# start of Supplied information
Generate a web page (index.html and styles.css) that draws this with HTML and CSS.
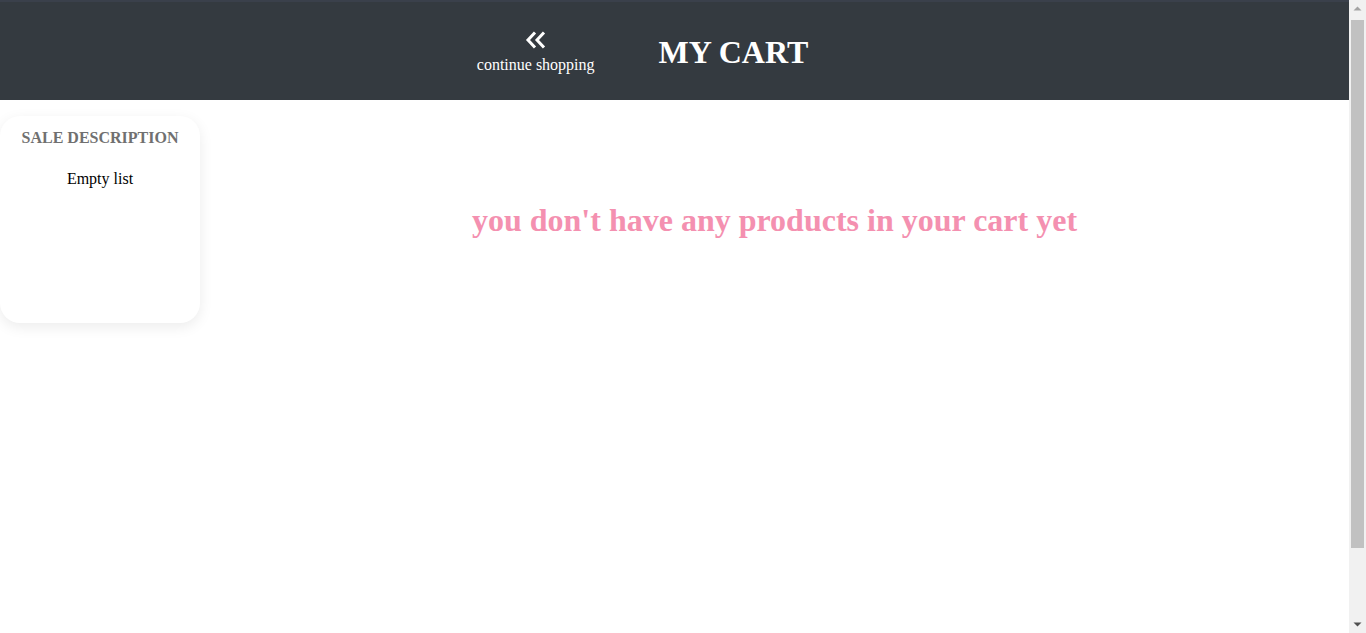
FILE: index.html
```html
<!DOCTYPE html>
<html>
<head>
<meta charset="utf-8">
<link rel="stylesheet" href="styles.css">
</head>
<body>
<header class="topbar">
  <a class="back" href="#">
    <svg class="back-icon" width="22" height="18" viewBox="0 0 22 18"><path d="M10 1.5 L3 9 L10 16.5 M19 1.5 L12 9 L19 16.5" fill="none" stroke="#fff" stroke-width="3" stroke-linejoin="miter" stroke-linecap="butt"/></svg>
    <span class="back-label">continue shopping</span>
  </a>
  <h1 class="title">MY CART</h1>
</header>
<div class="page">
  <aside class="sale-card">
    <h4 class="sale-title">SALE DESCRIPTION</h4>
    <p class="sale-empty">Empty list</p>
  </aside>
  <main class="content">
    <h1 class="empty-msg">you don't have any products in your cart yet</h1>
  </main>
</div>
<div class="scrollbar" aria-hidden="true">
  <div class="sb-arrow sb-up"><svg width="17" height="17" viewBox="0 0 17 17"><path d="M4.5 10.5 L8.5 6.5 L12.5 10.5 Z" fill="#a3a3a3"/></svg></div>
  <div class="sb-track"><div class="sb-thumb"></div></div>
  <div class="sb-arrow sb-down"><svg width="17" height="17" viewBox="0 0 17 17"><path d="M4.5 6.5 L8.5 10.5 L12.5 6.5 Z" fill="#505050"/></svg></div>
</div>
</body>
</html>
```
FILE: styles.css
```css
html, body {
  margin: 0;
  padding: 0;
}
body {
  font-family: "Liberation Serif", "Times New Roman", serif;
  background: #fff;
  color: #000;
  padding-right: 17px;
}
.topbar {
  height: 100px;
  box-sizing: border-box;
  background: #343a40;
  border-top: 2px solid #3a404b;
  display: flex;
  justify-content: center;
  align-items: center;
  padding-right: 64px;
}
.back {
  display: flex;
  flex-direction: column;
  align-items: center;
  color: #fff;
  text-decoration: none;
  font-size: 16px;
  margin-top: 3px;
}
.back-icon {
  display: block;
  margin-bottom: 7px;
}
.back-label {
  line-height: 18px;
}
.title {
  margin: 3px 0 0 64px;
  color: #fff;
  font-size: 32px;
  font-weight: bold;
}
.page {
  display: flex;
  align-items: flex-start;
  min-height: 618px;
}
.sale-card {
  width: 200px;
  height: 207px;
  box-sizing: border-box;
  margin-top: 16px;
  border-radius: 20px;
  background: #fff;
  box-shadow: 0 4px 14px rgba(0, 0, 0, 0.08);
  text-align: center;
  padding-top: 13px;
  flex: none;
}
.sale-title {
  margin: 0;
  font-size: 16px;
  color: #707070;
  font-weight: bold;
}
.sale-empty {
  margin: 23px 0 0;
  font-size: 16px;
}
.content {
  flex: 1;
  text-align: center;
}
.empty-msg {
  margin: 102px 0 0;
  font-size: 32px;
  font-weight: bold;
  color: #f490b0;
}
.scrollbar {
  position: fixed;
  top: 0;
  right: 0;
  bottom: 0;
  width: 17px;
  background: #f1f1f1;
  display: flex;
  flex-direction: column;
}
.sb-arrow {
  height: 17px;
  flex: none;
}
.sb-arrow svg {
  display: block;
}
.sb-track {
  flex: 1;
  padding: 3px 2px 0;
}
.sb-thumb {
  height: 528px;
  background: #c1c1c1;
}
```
# end of Supplied information
• Written problem: Provide only the count of lines in the material above that hold the word "page".

• Full answer: 3